This Phoenix hike shows how water carves up the desert

For Arizonans especially, the fear of running water should rank right up there with snakes and heights. Although storm water raging through usually-dry channels solicits choirs of oohs and ahhs, the flows are definitely not something to mess with. If the human brain has a “dangerous things archive,” an image of a roaring desert wash ought to be seared into it.

They can go from trickle to torrent in minutes. Driving, riding or hiking through them is extremely risky and potentially deadly. Need more evidence? Next time you’re hiking by a creek or wash, look up into the trees. Those wads of debris dangling high above mark where raging water once was.

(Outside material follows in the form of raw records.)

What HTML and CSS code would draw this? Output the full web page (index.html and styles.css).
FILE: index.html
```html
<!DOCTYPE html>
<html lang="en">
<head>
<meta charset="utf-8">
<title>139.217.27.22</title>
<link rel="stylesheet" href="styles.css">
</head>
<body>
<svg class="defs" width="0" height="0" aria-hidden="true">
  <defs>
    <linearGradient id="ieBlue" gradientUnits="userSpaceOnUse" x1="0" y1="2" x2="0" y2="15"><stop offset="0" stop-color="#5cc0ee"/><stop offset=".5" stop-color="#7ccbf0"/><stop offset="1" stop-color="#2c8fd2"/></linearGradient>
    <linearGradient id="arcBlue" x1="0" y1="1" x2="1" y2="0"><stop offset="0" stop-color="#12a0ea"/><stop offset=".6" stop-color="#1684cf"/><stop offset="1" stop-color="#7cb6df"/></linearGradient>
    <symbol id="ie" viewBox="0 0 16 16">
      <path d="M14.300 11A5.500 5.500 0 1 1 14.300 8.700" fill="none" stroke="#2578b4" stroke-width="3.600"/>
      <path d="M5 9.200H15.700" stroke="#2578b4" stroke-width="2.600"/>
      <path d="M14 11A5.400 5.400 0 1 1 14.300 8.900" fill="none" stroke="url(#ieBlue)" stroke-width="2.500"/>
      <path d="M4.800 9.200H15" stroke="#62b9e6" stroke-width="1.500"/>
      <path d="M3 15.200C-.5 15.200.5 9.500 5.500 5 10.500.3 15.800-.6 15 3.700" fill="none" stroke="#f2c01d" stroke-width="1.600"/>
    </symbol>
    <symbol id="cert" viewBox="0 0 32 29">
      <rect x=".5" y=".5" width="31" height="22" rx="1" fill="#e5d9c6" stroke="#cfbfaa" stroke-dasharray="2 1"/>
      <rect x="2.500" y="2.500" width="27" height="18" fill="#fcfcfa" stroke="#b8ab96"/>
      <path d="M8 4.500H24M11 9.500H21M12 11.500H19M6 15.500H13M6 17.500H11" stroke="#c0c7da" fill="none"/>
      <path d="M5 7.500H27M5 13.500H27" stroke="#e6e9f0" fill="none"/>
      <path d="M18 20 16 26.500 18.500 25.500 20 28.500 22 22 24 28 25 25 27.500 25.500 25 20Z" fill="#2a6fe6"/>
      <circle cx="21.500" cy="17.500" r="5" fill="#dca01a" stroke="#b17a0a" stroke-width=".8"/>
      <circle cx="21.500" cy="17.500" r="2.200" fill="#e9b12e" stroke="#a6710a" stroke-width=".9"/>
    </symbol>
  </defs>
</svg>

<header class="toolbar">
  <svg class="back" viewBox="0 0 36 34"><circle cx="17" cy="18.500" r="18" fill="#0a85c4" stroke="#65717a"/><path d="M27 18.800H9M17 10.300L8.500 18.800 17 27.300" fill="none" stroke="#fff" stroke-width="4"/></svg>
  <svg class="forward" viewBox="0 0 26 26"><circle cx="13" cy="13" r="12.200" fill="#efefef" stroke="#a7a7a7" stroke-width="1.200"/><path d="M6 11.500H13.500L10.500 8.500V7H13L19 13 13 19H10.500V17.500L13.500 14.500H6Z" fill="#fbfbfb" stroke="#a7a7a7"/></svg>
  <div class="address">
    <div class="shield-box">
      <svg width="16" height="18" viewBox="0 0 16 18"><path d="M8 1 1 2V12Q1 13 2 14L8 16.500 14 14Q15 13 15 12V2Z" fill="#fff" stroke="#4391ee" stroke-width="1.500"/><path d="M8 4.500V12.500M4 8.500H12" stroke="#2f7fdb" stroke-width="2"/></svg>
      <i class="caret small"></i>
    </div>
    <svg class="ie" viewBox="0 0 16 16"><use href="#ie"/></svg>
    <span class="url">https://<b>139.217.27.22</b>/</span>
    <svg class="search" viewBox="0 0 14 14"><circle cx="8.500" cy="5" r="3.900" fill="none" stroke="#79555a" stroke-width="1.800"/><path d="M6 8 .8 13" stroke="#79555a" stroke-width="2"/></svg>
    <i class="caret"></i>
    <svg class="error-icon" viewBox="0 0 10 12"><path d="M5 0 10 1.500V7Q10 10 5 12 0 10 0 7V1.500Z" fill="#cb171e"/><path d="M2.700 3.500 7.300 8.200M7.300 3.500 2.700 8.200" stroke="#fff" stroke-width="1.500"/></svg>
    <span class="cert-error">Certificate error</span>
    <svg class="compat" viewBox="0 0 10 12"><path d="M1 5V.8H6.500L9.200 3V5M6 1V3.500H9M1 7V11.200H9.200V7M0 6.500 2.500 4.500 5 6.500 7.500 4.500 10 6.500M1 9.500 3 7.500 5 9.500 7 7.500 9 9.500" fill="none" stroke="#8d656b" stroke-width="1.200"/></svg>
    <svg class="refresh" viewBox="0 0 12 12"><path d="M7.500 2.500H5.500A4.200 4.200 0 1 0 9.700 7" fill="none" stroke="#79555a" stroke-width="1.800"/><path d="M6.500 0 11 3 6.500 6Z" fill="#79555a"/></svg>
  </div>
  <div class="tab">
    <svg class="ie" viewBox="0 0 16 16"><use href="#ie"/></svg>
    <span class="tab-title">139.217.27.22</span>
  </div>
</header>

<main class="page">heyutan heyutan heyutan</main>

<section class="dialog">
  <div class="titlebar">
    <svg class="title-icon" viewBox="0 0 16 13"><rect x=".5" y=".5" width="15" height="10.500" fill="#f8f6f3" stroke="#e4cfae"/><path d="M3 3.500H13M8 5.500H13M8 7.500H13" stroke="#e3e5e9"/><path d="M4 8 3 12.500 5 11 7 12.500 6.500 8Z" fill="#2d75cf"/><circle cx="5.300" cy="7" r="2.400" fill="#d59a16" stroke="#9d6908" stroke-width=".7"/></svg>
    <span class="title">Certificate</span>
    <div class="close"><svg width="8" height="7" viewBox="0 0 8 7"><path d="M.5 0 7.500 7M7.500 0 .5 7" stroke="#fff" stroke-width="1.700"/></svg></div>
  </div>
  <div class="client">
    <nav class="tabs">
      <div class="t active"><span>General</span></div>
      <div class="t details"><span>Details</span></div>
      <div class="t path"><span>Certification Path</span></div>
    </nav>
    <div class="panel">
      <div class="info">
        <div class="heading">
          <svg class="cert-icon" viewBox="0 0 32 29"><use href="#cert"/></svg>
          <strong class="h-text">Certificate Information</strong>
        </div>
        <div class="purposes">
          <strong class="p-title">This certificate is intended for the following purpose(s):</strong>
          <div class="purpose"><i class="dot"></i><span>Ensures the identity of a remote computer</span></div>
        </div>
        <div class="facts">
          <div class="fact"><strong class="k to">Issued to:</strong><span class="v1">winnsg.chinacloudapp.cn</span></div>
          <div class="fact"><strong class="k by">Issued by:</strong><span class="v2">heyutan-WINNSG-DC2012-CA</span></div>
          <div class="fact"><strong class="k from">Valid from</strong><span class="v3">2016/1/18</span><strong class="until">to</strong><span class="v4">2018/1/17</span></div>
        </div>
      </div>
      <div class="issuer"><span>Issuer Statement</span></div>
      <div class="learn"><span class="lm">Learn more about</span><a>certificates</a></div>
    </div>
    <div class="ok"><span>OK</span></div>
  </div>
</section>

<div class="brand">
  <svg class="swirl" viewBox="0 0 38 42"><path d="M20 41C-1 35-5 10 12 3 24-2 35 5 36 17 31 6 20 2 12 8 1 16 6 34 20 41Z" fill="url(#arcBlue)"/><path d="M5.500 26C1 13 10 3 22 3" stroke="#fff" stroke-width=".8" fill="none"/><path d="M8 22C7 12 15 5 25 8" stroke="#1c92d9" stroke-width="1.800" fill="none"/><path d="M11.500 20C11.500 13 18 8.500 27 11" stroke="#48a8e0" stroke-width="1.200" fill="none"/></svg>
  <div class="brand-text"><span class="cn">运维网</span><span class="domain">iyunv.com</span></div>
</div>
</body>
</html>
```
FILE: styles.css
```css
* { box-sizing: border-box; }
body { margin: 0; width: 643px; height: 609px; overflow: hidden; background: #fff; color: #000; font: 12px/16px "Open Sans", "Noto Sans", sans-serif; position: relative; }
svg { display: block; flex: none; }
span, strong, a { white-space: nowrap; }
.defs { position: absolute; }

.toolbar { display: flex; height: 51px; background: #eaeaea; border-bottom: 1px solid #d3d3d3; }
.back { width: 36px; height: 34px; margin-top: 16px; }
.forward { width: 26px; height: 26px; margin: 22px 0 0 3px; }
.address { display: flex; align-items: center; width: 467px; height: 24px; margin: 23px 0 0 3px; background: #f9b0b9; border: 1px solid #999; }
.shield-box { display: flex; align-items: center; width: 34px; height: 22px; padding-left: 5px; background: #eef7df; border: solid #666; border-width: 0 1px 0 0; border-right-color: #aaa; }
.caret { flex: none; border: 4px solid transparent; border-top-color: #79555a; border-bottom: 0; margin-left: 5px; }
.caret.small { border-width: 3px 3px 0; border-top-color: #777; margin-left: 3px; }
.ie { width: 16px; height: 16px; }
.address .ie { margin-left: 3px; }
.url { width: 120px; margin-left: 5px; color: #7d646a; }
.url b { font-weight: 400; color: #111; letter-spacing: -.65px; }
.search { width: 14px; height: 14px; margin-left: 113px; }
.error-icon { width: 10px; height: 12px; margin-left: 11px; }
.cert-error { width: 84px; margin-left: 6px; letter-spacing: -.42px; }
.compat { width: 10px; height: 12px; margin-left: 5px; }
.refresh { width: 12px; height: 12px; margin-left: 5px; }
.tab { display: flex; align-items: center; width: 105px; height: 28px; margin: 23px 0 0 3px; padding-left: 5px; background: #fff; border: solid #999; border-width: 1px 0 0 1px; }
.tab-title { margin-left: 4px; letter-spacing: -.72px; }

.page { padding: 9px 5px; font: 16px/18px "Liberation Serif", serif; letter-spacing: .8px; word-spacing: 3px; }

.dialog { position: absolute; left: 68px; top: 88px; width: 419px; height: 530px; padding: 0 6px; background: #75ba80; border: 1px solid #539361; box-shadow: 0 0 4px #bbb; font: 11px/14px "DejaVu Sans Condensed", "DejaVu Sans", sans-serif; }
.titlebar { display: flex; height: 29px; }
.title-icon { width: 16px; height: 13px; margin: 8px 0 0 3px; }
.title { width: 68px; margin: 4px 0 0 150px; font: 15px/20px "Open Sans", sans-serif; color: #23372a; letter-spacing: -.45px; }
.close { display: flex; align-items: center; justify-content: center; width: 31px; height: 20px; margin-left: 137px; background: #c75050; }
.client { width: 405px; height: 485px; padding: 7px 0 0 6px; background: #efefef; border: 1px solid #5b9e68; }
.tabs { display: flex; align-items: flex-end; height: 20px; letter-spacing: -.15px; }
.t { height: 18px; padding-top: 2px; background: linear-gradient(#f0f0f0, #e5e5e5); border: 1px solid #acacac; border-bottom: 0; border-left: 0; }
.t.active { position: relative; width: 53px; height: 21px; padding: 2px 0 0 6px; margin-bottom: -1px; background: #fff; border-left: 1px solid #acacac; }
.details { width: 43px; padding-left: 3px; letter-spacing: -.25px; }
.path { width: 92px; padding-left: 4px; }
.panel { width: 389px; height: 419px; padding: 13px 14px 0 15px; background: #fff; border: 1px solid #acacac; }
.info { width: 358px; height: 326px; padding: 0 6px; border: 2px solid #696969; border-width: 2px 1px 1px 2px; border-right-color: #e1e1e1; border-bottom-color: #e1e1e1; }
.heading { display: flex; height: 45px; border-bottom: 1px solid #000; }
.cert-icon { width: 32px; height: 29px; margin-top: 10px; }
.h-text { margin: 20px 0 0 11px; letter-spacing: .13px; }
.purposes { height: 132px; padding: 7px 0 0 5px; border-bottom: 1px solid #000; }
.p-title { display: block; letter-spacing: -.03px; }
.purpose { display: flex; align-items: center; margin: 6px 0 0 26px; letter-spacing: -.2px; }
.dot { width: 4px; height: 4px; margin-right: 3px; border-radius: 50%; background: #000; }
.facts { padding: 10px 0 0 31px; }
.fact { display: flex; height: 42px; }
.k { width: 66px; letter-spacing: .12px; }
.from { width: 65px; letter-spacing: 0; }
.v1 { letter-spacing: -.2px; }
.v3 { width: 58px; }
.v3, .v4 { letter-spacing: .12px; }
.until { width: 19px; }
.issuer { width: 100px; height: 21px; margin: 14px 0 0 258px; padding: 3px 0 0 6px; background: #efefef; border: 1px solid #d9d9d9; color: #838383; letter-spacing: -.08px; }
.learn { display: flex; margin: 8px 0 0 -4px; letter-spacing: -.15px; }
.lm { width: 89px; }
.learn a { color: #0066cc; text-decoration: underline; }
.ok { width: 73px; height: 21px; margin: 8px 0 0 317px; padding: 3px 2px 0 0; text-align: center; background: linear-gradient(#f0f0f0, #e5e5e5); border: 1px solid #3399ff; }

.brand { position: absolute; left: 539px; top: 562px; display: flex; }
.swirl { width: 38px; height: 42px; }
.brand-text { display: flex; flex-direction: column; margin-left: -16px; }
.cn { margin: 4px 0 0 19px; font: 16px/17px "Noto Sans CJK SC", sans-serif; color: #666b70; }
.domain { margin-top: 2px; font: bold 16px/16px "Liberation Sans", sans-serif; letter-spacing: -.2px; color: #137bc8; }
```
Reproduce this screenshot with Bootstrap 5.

That’s why it’s always smart to steer clear of trails that cross waterways until the swells subside. It only takes a day or two for the trails and crossings to dry out enough to pass through safely. Also, not using trails when they are wet and soggy helps prevent the kind of damage that ruins drainage systems, creates dangerous conditions and encourages the blazing of “work around” paths that destroy native vegetation.

A good place to observe the force of water in a desert landscape is in the north sector of the Phoenix Sonoran Preserve. Hedged between Carefree Highway and Sonoran Desert Drive east of Interstate 17 in north Phoenix, the chunk of pristine desert holds many surprises.

The trails here offer a diverse menu of options including moderate ridgeline rambles, barrier-free strolls and easy explorations of the wily water alleys that permeate the area. A hike on the easy-rated Badger Brawl-Cliff Walk-Esplanade loop on the preserve’s far east end is one of the best ways to explore the transformative powers of water.